Friday, May 25, 2007

A desktop robot to light up your life

A desktop robot to light up your life


The clip below shows AUR - a cross between a desklamp and a robotic arm. Guy Hoffman of the Robotic Life research group in MIT's Media Lab built it as part of his PhD thesis.


He describes AUR as a "collaborative lighting assistant". A lamp that helps you out in ways that its inanimate antecedents couldn't.

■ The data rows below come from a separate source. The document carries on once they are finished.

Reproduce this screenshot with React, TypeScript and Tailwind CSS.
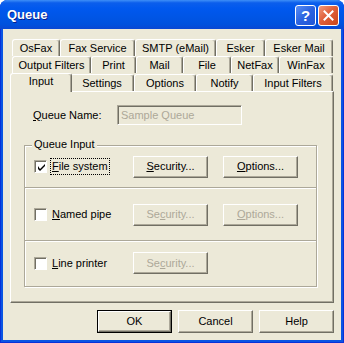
import type { ReactNode } from "react";

const FONT = { fontFamily: '"Liberation Sans", Arial, sans-serif' };

type Tab = { label: string; w: number; active?: boolean };

const ROWS: Tab[][] = [
  [
    { label: "OsFax", w: 48 },
    { label: "Fax Service", w: 75 },
    { label: "SMTP (eMail)", w: 81 },
    { label: "Esker", w: 49 },
    { label: "Esker Mail", w: 68 },
  ],
  [
    { label: "Output Filters", w: 79 },
    { label: "Print", w: 45 },
    { label: "Mail", w: 47 },
    { label: "File", w: 48 },
    { label: "NetFax", w: 48 },
    { label: "WinFax", w: 54 },
  ],
  [
    { label: "Input", w: 58, active: true },
    { label: "Settings", w: 64 },
    { label: "Options", w: 62 },
    { label: "Notify", w: 57 },
    { label: "Input Filters", w: 80 },
  ],
];

function TabItem({ t }: { t: Tab }) {
  if (t.active) {
    return (
      <div
        className="relative z-10 -mx-[2px] -mb-px flex h-[19px] shrink-0 items-center justify-center rounded-t-[3px] border-l border-t border-r border-l-white border-t-white border-r-[#716F64] bg-[#ECE9D8] pb-[3px] shadow-[inset_-1px_0_0_#ACA899]"
        style={{ width: t.w + 4 }}
      >
        {t.label}
      </div>
    );
  }
  return (
    <div
      className="flex h-[17px] shrink-0 items-center justify-center rounded-t-[3px] border-l border-t border-r border-l-white border-t-white border-r-[#716F64] shadow-[inset_-1px_0_0_#ACA899]"
      style={{ width: t.w }}
    >
      {t.label}
    </div>
  );
}

function Btn({
  children,
  w = 75,
  h = 22,
  disabled,
  isDefault,
}: {
  children: ReactNode;
  w?: number;
  h?: number;
  disabled?: boolean;
  isDefault?: boolean;
}) {
  const inner = (
    <div
      className={`flex h-full w-full items-center justify-center border border-t-white border-l-white border-r-[#716F64] border-b-[#716F64] shadow-[inset_-1px_-1px_0_#ACA899] ${
        disabled ? "text-[#ACA899]" : "text-black"
      }`}
    >
      {children}
    </div>
  );
  return (
    <div
      className={`shrink-0 bg-[#ECE9D8] ${isDefault ? "border border-black" : ""}`}
      style={{ width: w, height: h }}
    >
      {inner}
    </div>
  );
}

function CheckBox({ checked }: { checked?: boolean }) {
  return (
    <div className="flex h-[13px] w-[13px] shrink-0 items-center justify-center border border-t-[#ACA899] border-l-[#ACA899] border-r-white border-b-white bg-white shadow-[inset_1px_1px_0_#716F64]">
      {checked && (
        <svg width="7" height="7" viewBox="0 0 7 7" className="ml-px mt-px">
          <path d="M0 2v3l2 2 5-5V0L2 5z" fill="#000" />
        </svg>
      )}
    </div>
  );
}

function Sep() {
  return <div className="h-px border-b border-white bg-[#ACA899] box-content" />;
}

function InputRow({
  h,
  label,
  checked,
  focused,
  enabled,
  options,
  secUnderline,
}: {
  h: number;
  label: ReactNode;
  checked?: boolean;
  focused?: boolean;
  enabled?: boolean;
  options?: boolean;
  secUnderline: "S" | "c";
}) {
  return (
    <div className="flex items-center pl-[9px]" style={{ height: h }}>
      <div className="flex w-[99px] items-center gap-[3px]">
        <CheckBox checked={checked} />
        <span
          className={`px-px leading-[15px] ${
            focused ? "border border-dotted border-black" : "border border-transparent"
          }`}
        >
          {label}
        </span>
      </div>
      <Btn disabled={!enabled}>
        {secUnderline === "S" ? (
          <span>
            <u>S</u>ecurity...
          </span>
        ) : (
          <span>
            Se<u>c</u>urity...
          </span>
        )}
      </Btn>
      {options && (
        <div className="ml-[15px]">
          <Btn disabled={!enabled}>
            <span>
              <u>O</u>ptions...
            </span>
          </Btn>
        </div>
      )}
    </div>
  );
}

function TitleBar() {
  return (
    <div className="flex h-[29px] shrink-0 items-center rounded-t-[7px] bg-[linear-gradient(to_bottom,#3E8FF7_0%,#0B5EEC_10%,#0058EE_30%,#0055E5_60%,#0051DD_85%,#0A47D2_100%)] pl-[7px] pr-[5px] pt-[1px]">
      <span
        className="flex-1 text-[13px] font-bold text-white [text-shadow:1px_1px_0_#0A1E8A]"
        style={FONT}
      >
        Queue
      </span>
      <div className="flex gap-[2px]">
        <div className="flex h-[21px] w-[21px] items-center justify-center rounded-[3px] border border-white bg-[linear-gradient(135deg,#5A8EF5_0%,#2A63E0_50%,#1F55D6_100%)] text-[15px] font-bold leading-none text-white" style={FONT}>
          ?
        </div>
        <div className="flex h-[21px] w-[21px] items-center justify-center rounded-[3px] border border-white bg-[linear-gradient(135deg,#F19A7C_0%,#E0603A_45%,#CC4418_100%)]">
          <svg width="11" height="11" viewBox="0 0 11 11">
            <path d="M1.5 1.5l8 8M9.5 1.5l-8 8" stroke="#fff" strokeWidth="2" strokeLinecap="square" />
          </svg>
        </div>
      </div>
    </div>
  );
}

export default function App() {
  return (
    <div className="bg-white">
      <div
        className="flex h-[343px] w-[344px] flex-col rounded-t-[8px] bg-[#0A55E3] shadow-[inset_1px_0_0_#0831D9,inset_-1px_0_0_#0831D9,inset_0_-1px_0_#0831D9]"
        style={FONT}
      >
        <TitleBar />
        <div className="mx-[3px] mb-[3px] flex flex-1 flex-col bg-[#ECE9D8] text-[11px] text-black">
          {/* tab rows */}
          <div className="ml-[9px] mt-[10px] flex flex-col">
            <div className="flex h-[17px]">
              {ROWS[0].map((t) => (
                <TabItem key={t.label} t={t} />
              ))}
            </div>
            <div className="flex h-[17px]">
              {ROWS[1].map((t) => (
                <TabItem key={t.label} t={t} />
              ))}
            </div>
            <div className="flex h-[18px] items-end">
              {ROWS[2].map((t) => (
                <TabItem key={t.label} t={t} />
              ))}
            </div>
          </div>

          {/* panel */}
          <div className="ml-[7px] flex h-[212px] w-[324px] flex-col border border-t-white border-l-white border-r-[#716F64] border-b-[#716F64] px-[13px] pt-[13px] shadow-[inset_-1px_-1px_0_#ACA899]">
            <div className="flex h-[20px] items-center pl-[9px]">
              <span className="w-[84px]">
                <u>Q</u>ueue Name:
              </span>
              <div className="flex h-[20px] w-[125px] items-center border border-t-[#ACA899] border-l-[#ACA899] border-r-white border-b-white pl-[3px] text-[#ACA899] shadow-[inset_1px_1px_0_#716F64]">
                Sample Queue
              </div>
            </div>

            <div className="relative mt-[20px] flex h-[142px] w-[293px] flex-col border border-[#ACA899] shadow-[inset_1px_1px_0_#fff,1px_1px_0_#fff]">
              <span className="absolute -top-[8px] left-[7px] bg-[#ECE9D8] px-[2px] leading-[13px]">
                Queue Input
              </span>
              <InputRow
                h={41}
                checked
                focused
                enabled
                options
                secUnderline="S"
                label={
                  <>
                    <u>F</u>ile system
                  </>
                }
              />
              <Sep />
              <InputRow
                h={51}
                options
                secUnderline="c"
                label={
                  <>
                    <u>N</u>amed pipe
                  </>
                }
              />
              <Sep />
              <InputRow
                h={42}
                secUnderline="c"
                label={
                  <>
                    <u>L</u>ine printer
                  </>
                }
              />
            </div>
          </div>

          {/* dialog buttons */}
          <div className="mr-[7px] mt-[7px] flex justify-end gap-[6px]">
            <Btn h={23} isDefault>
              OK
            </Btn>
            <Btn h={23}>Cancel</Btn>
            <Btn h={23}>Help</Btn>
          </div>
        </div>
      </div>
    </div>
  );
}
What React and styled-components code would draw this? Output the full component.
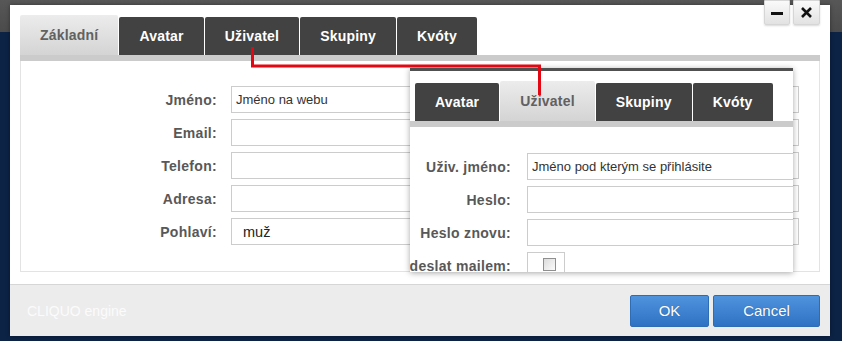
import React from 'react';
import styled, { createGlobalStyle, css } from 'styled-components';

const GlobalStyle = createGlobalStyle`
  html, body {
    margin: 0;
    padding: 0;
  }
  body {
    width: 842px;
    height: 341px;
    overflow: hidden;
    font-family: "Liberation Sans", Arial, sans-serif;
    background: linear-gradient(#575757 0, #4b4b4b 32px, #0c2346 32px);
  }
`;

const Page = styled.div`
  padding: 5px 0 0 10px;
`;

const Dialog = styled.div`
  position: relative;
  width: 820px;
  height: 331px;
  background: #ffffff;
  box-shadow: 0 0 4px rgba(0, 0, 0, 0.4);
  display: flex;
  flex-direction: column;
`;

const WindowButtons = styled.div`
  position: absolute;
  top: -5px;
  right: 10px;
  display: flex;
  gap: 3px;
`;

const WinButton = styled.button`
  width: ${p => p.w || 26}px;
  height: 25px;
  padding: 0;
  border: 1px solid #d6d6d6;
  border-radius: 0 0 2px 2px;
  background: linear-gradient(#fafafa, #e2e2e2);
  display: flex;
  align-items: center;
  justify-content: center;
  box-shadow: 0 1px 2px rgba(0, 0, 0, 0.15);

  svg {
    display: block;
  }
`;

const Body = styled.div`
  padding: 10px 10px 12px;
`;

const TabRow = styled.div`
  display: flex;
  align-items: flex-end;
  gap: 1px;
  height: 40px;
  padding-left: ${p => p.inset || 0}px;
  border-bottom: 6px solid #cbcbcb;
`;

const Tab = styled.div`
  height: 38px;
  padding: 0 20px;
  display: flex;
  align-items: center;
  font-size: 14px;
  font-weight: bold;
  letter-spacing: 0.2px;
  color: #ffffff;
  background: #424242;
  border-radius: 2px 2px 0 0;

  ${p => p.active && css`
    height: 40px;
    color: #616161;
    background: linear-gradient(#ececec, #d4d4d4);
  `}
`;

const Panel = styled.div`
  height: 211px;
  box-sizing: border-box;
  padding-top: 25px;
  border: 1px solid #e3e3e3;
  border-top: none;
`;

const Row = styled.div`
  display: flex;
  align-items: center;
  height: 27px;
  margin-bottom: 6px;
`;

const Label = styled.label`
  flex: none;
  width: ${p => p.w}px;
  margin-right: ${p => p.gap}px;
  display: flex;
  justify-content: flex-end;
  white-space: nowrap;
  font-size: 14px;
  font-weight: bold;
  letter-spacing: 0.3px;
  color: #585858;
`;

const Input = styled.input`
  flex: none;
  width: ${p => p.w}px;
  height: 27px;
  box-sizing: border-box;
  margin: 0;
  padding: 0 4px;
  border: 1px solid #cccccc;
  font-family: "Liberation Sans", Arial, sans-serif;
  font-size: 13px;
  color: #333333;
  background: #ffffff;
  outline: none;
`;

const SelectBox = styled.div`
  flex: none;
  width: ${p => p.w}px;
  height: 27px;
  box-sizing: border-box;
  padding-left: 11px;
  border: 1px solid #cccccc;
  display: flex;
  align-items: center;
  font-size: 14.5px;
  color: #222222;
`;

const CheckCell = styled.div`
  flex: none;
  align-self: flex-start;
  width: 38px;
  height: 27px;
  box-sizing: border-box;
  border: 1px solid #cccccc;
  padding: 5px 0 0 15px;
`;

const CheckBox = styled.span`
  display: block;
  width: 11px;
  height: 11px;
  border: 1px solid #8f8f8f;
  background: linear-gradient(135deg, #dcdcdc, #fbfbfb);
`;

const Footer = styled.div`
  flex: 1;
  display: flex;
  align-items: center;
  justify-content: space-between;
  padding: 0 10px 0 17px;
  border-top: 1px solid #d6d6d6;
  background: #ececec;
`;

const Brand = styled.span`
  font-size: 14px;
  color: #fbfbfb;
`;

const Actions = styled.div`
  display: flex;
  gap: 4px;
`;

const ActionButton = styled.button`
  width: ${p => p.w}px;
  height: 32px;
  border: 1px solid #2e6cb5;
  border-radius: 2px;
  background: linear-gradient(#4f93dd, #2f72c4);
  font-family: "Liberation Sans", Arial, sans-serif;
  font-size: 15px;
  color: #ffffff;
  text-shadow: 0 0 1px rgba(0, 0, 0, 0.35);
`;

const Callout = styled.div`
  position: absolute;
  left: 400px;
  top: 63px;
  width: 383px;
  height: 204px;
  box-sizing: border-box;
  padding-top: 10px;
  border-top: 3px solid #505050;
  background: #ffffff;
  box-shadow: 0 1px 6px rgba(0, 0, 0, 0.35);
  overflow: hidden;
`;

const CalloutBody = styled.div`
  padding-top: 26px;
`;

const Connector = styled.svg`
  position: absolute;
  left: 0;
  top: 0;
  pointer-events: none;
`;

const mainFields = [
  { label: 'Jméno:', value: 'Jméno na webu' },
  { label: 'Email:', value: '' },
  { label: 'Telefon:', value: '' },
  { label: 'Adresa:', value: '' },
];

const userFields = [
  { label: 'Uživ. jméno:', value: 'Jméno pod kterým se přihlásite' },
  { label: 'Heslo:', value: '' },
  { label: 'Heslo znovu:', value: '' },
];

const tabs = ['Avatar', 'Uživatel', 'Skupiny', 'Kvóty'];

const App = () => {
  return (
    <>
      <GlobalStyle />
      <Page>
        <Dialog>
          <WindowButtons>
            <WinButton w={26}>
              <svg width="12" height="20" viewBox="0 0 12 20">
                <rect x="0" y="9" width="12" height="3" fill="#111" />
              </svg>
            </WinButton>
            <WinButton w={27}>
              <svg width="11" height="11" viewBox="0 0 11 11">
                <path d="M1 1L10 10M10 1L1 10" stroke="#111" strokeWidth="2.6" />
              </svg>
            </WinButton>
          </WindowButtons>

          <Body>
            <TabRow>
              <Tab active>Základní</Tab>
              {tabs.map(t => <Tab key={t}>{t}</Tab>)}
            </TabRow>
            <Panel>
              {mainFields.map(f => (
                <Row key={f.label}>
                  <Label w={196} gap={14}>{f.label}</Label>
                  <Input w={568} defaultValue={f.value} readOnly />
                </Row>
              ))}
              <Row>
                <Label w={196} gap={14}>Pohlaví:</Label>
                <SelectBox w={568}>muž</SelectBox>
              </Row>
            </Panel>
          </Body>

          <Footer>
            <Brand>CLIQUO engine</Brand>
            <Actions>
              <ActionButton w={79}>OK</ActionButton>
              <ActionButton w={107}>Cancel</ActionButton>
            </Actions>
          </Footer>

          <Callout>
            <TabRow inset={5}>
              {tabs.map(t => <Tab key={t} active={t === 'Uživatel'}>{t}</Tab>)}
            </TabRow>
            <CalloutBody>
              {userFields.map(f => (
                <Row key={f.label}>
                  <Label w={101} gap={16}>{f.label}</Label>
                  <Input w={300} defaultValue={f.value} readOnly />
                </Row>
              ))}
              <Row>
                <Label w={101} gap={16}>Odeslat mailem:</Label>
                <CheckCell><CheckBox /></CheckCell>
              </Row>
            </CalloutBody>
          </Callout>

          <Connector width="820" height="331" viewBox="0 0 820 331">
            <path
              d="M242.5 42V61H529.5V90"
              fill="none"
              stroke="#e30613"
              strokeWidth="3"
            />
          </Connector>
        </Dialog>
      </Page>
    </>
  );
};

export default App;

Remarkably, it recently starred in a specially written play. You can see some video from the rehearsal on this page. This wasn't (only) for fun, either, as Hoffman thinks that there are parallels between acting, and designing robots:

"Both human-centric interactive robot designer and actor are in the business of injecting life into a lifeless object, be it a hierarchy of joints and motors for one, or an arc of dry dialog lines and stage directions for the other," he says. "Both robot designer and actor have to analytically break down the complex emergent constellation called 'behavior' and reconstruct it in an inherently fake, but ultimately meaningful - or at least believable - way."

A technical paper (pdf) lays out these ideas in more detail. Hoffman claims that the lamp is meant to be "non-anthropomorphic", but I don't see how. It has a vertical body with a head on top it seems to look around with. AUR can't jump yet like Pixar's animated anglepoise lamps, but it seems pretty anthropomorphic to me.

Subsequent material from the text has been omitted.